United States District Court, N.D. New York
May 29, 2008
9:03-CV-1150 (FJS/DEP) (N.D.N.Y. May. 29, 2008)

Opinion

9:03-CV-1150 (FJS/DEP).

May 29, 2008

ASFIA TAYLOR, A 041-352-168, Perry County Correctional Facility, Uniontown, Alabama, Petitioner pro se.

SENTA B. SIUDA, AAG, OFFICE OF THE NEW YORK, STATE ATTORNEY GENERAL, Syracuse, New York, Attorneys for Respondent.

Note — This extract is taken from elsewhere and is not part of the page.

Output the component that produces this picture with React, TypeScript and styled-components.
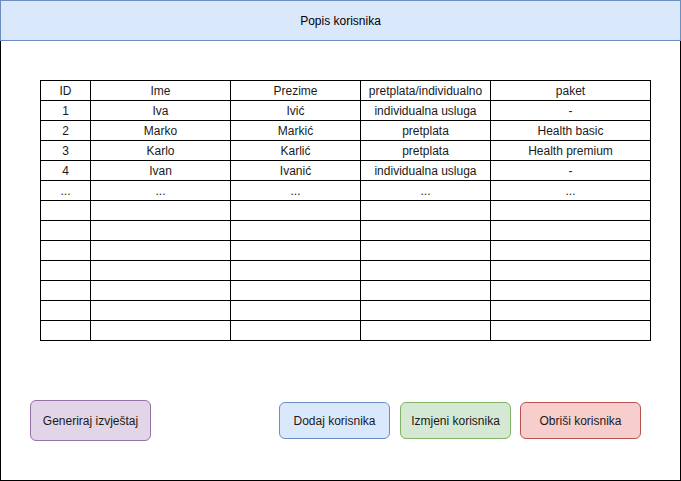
import React from "react";
import styled, { createGlobalStyle } from "styled-components";

const Global = createGlobalStyle`
  html, body { margin: 0; padding: 0; background: #ffffff; }
  body { font-family: "Liberation Sans", Arial, sans-serif; font-size: 12px; color: #000; }
`;

const Frame = styled.div`
  width: 681px;
  height: 481px;
  box-sizing: border-box;
  display: flex;
  flex-direction: column;
`;

const Header = styled.header`
  height: 41px;
  box-sizing: border-box;
  border: 1px solid #6c8ebf;
  background: #dae8fc;
  display: flex;
  align-items: center;
  justify-content: center;
  font-size: 12px;
`;

const Content = styled.main`
  flex: 1;
  box-sizing: border-box;
  border: 1px solid #000;
  border-top: none;
  padding: 39px 0 0 39px;
  display: flex;
  flex-direction: column;
`;

const Grid = styled.div`
  display: grid;
  grid-template-columns: 50px 140px 130px 130px 160px;
  grid-auto-rows: 20px;
  width: 611px;
  box-sizing: border-box;
  border-left: 1px solid #000;
  border-top: 1px solid #000;
`;

const Cell = styled.div`
  box-sizing: border-box;
  border-right: 1px solid #000;
  border-bottom: 1px solid #000;
  display: flex;
  align-items: center;
  justify-content: center;
  font-size: 12px;
  line-height: 1;
  white-space: nowrap;
  color: #1a1a1a;
`;

const ButtonRow = styled.div`
  display: flex;
  align-items: center;
  height: 41px;
  margin-top: 59px;
  margin-left: -10px;
`;

type Tone = "purple" | "blue" | "green" | "red";

const tones: Record<Tone, { bg: string; border: string }> = {
  purple: { bg: "#e1d5e7", border: "#9673a6" },
  blue: { bg: "#dae8fc", border: "#6c8ebf" },
  green: { bg: "#d5e8d4", border: "#82b366" },
  red: { bg: "#f8cecc", border: "#b85450" },
};

const Btn = styled.button<{ $tone: Tone; $w: number; $h: number; $ml: number }>`
  box-sizing: border-box;
  width: ${(p) => p.$w}px;
  height: ${(p) => p.$h}px;
  margin-left: ${(p) => p.$ml}px;
  background: ${(p) => tones[p.$tone].bg};
  border: 1px solid ${(p) => tones[p.$tone].border};
  border-radius: 6px;
  font-family: "Liberation Sans", Arial, sans-serif;
  font-size: 12px;
  color: #1a1a1a;
  padding: 0;
  display: flex;
  align-items: center;
  justify-content: center;
  cursor: pointer;
`;

const headers = ["ID", "Ime", "Prezime", "pretplata/individualno", "paket"];
const rows: string[][] = [
  ["1", "Iva", "Ivić", "individualna usluga", "-"],
  ["2", "Marko", "Markić", "pretplata", "Health basic"],
  ["3", "Karlo", "Karlić", "pretplata", "Health premium"],
  ["4", "Ivan", "Ivanić", "individualna usluga", "-"],
  ["...", "...", "...", "...", "..."],
];
const emptyRows = 7;

export default function App() {
  const all = [
    headers,
    ...rows,
    ...Array.from({ length: emptyRows }, () => ["", "", "", "", ""]),
  ];
  return (
    <>
      <Global />
      <Frame>
        <Header>Popis korisnika</Header>
        <Content>
          <Grid>
            {all.map((r, i) =>
              r.map((c, j) => <Cell key={`${i}-${j}`}>{c}</Cell>)
            )}
          </Grid>
          <ButtonRow>
            <Btn $tone="purple" $w={121} $h={41} $ml={0}>Generiraj izvještaj</Btn>
            <Btn $tone="blue" $w={111} $h={37} $ml={128}>Dodaj korisnika</Btn>
            <Btn $tone="green" $w={111} $h={37} $ml={10}>Izmjeni korisnika</Btn>
            <Btn $tone="red" $w={121} $h={37} $ml={9}>Obriši korisnika</Btn>
          </ButtonRow>
        </Content>
      </Frame>
    </>
  );
}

MEMORANDUM-DECISION AND ORDER


I. INTRODUCTION

Petitioner commenced this proceeding by filing a petition pursuant to 28 U.S.C. § 2254 challenging his conviction in Onondaga County Court for drug possession. See Dkt. No. 1. In an Amended Report and Recommendation dated October 9, 2007, Magistrate Judge Peebles recommended that this Court deny and dismiss the petition. See Dkt. No. 43. Petitioner subsequently requested, and this Court granted, an extension of time until November 30, 2007, to object to the Report and Recommendation. See Dkt. No. 48. Thereafter, Petitioner requested "transfer to a facility in New York state with an adequate law library" or, in the alternative, appointment of counsel. See Dkt. No. 49. By Order dated November 8, 2007, the Court denied Petitioner's requests. See id.

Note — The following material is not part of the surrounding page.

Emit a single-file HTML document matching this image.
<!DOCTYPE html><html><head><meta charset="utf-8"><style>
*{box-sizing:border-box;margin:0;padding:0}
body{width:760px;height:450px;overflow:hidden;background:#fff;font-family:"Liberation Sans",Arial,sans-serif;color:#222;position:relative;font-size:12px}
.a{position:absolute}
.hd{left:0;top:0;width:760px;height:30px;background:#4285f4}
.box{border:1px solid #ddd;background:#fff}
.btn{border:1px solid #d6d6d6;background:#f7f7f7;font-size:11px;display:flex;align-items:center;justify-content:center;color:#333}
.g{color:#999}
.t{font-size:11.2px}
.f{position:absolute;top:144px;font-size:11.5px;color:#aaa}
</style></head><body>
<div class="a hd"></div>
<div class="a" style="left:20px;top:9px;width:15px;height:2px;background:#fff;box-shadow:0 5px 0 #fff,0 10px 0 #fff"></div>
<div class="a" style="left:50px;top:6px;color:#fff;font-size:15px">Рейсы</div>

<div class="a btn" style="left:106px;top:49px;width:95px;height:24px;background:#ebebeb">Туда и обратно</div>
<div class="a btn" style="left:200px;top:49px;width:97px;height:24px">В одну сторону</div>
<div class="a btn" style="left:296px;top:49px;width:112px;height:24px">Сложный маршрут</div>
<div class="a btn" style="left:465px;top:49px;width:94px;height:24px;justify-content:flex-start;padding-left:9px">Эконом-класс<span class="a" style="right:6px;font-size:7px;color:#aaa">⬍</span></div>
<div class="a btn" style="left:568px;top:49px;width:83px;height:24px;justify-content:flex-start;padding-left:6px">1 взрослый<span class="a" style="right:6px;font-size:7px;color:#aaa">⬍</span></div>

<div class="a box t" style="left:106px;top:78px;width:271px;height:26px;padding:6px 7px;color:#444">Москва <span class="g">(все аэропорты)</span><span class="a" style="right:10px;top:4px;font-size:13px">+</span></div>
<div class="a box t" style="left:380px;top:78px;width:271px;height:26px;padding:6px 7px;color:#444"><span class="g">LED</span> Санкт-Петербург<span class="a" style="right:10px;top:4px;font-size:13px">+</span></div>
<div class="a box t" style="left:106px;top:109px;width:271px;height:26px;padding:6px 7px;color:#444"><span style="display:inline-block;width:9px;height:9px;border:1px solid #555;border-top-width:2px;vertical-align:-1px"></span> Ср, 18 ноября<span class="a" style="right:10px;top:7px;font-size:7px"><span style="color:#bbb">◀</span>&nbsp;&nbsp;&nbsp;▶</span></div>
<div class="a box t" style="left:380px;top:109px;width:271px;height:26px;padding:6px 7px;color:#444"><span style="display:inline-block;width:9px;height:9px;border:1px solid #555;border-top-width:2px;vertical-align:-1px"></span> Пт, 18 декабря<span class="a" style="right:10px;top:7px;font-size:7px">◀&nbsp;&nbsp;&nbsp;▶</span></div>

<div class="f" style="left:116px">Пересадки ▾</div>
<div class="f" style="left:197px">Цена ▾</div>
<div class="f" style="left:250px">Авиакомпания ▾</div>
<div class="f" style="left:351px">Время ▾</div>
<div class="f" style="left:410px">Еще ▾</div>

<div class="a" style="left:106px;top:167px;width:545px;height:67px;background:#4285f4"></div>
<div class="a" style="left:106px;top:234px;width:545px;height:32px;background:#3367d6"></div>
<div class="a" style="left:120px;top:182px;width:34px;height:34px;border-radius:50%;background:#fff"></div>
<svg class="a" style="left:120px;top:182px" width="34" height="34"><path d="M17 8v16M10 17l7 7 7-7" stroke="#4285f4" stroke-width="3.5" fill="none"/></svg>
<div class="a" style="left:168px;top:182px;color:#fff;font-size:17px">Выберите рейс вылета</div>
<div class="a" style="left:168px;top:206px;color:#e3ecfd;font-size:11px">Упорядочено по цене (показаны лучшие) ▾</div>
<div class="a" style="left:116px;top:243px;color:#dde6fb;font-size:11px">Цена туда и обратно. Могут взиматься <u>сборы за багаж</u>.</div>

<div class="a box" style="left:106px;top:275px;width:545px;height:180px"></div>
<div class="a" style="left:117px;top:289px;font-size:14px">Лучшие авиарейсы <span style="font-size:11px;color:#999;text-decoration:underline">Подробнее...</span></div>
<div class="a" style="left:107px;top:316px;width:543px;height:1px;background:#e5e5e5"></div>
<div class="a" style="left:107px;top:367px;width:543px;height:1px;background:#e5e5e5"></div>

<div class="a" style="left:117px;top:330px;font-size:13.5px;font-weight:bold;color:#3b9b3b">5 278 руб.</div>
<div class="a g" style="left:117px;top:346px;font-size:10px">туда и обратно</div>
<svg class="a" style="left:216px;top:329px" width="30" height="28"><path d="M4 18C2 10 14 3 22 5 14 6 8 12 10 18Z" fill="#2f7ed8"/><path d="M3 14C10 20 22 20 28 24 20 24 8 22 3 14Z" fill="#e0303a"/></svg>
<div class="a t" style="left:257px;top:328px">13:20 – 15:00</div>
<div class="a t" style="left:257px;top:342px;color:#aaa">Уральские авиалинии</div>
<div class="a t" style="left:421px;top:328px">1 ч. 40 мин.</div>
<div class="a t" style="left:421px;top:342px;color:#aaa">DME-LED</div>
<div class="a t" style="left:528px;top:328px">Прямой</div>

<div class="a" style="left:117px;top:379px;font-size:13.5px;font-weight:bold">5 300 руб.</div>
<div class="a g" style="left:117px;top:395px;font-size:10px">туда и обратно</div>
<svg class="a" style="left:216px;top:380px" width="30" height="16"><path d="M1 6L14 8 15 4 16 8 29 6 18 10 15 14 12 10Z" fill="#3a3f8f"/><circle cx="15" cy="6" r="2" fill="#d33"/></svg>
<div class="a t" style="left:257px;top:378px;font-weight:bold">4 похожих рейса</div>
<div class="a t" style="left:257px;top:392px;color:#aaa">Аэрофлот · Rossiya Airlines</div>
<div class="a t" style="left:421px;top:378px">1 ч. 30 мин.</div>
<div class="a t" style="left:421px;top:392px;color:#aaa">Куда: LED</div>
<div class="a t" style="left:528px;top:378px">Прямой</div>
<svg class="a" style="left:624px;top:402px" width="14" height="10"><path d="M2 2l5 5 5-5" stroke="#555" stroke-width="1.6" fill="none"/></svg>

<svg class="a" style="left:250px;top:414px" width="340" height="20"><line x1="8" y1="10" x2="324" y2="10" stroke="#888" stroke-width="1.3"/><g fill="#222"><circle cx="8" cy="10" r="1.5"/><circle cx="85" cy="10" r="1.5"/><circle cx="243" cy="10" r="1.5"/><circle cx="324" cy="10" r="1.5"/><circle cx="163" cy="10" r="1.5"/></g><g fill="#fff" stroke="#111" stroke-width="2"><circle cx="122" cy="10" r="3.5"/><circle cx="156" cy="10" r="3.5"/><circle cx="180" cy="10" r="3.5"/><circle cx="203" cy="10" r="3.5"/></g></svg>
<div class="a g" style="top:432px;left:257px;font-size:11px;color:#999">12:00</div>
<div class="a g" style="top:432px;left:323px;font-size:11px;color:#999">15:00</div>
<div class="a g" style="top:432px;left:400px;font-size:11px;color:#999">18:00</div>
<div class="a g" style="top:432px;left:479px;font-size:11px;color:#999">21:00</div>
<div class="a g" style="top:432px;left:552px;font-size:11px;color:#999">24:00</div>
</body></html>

On September 29, 2006, Petitioner was released from New York state prison on the challenged charges. See Dkt. No. 43 n. 1; see also http:://nysdocslookup.docs.state.ny.us. He is currently in immigration custody in the State of Alabama. See Dkt. No. 43 n. 1.

Currently before the Court is Petitioner's motion for reconsideration of this Court's November 8, 2007 Order. See Dkt. No. 51. Petitioner also requests that the Court stay his removal pending resolution of this proceeding. See id.

II. DISCUSSION

A. Motion for reconsideration

"A court may justifiably reconsider its previous ruling if: (1) there is an intervening change in the controlling law; (2) new evidence not previously available comes to light; or (3) it becomes necessary to remedy a clear error of law or to prevent manifest injustice." Delaney v. Selsky, 899 F. Supp. 923, 925 (N.D.N.Y. 1995) (citing Doe v. New York City Dep't of Soc. Servs., 709 F.2d 782, 789 (2d Cir.), cert. denied, 464 U.S. 864, 104 S. Ct. 195, 78 L. Ed. 2d 171 (1983)).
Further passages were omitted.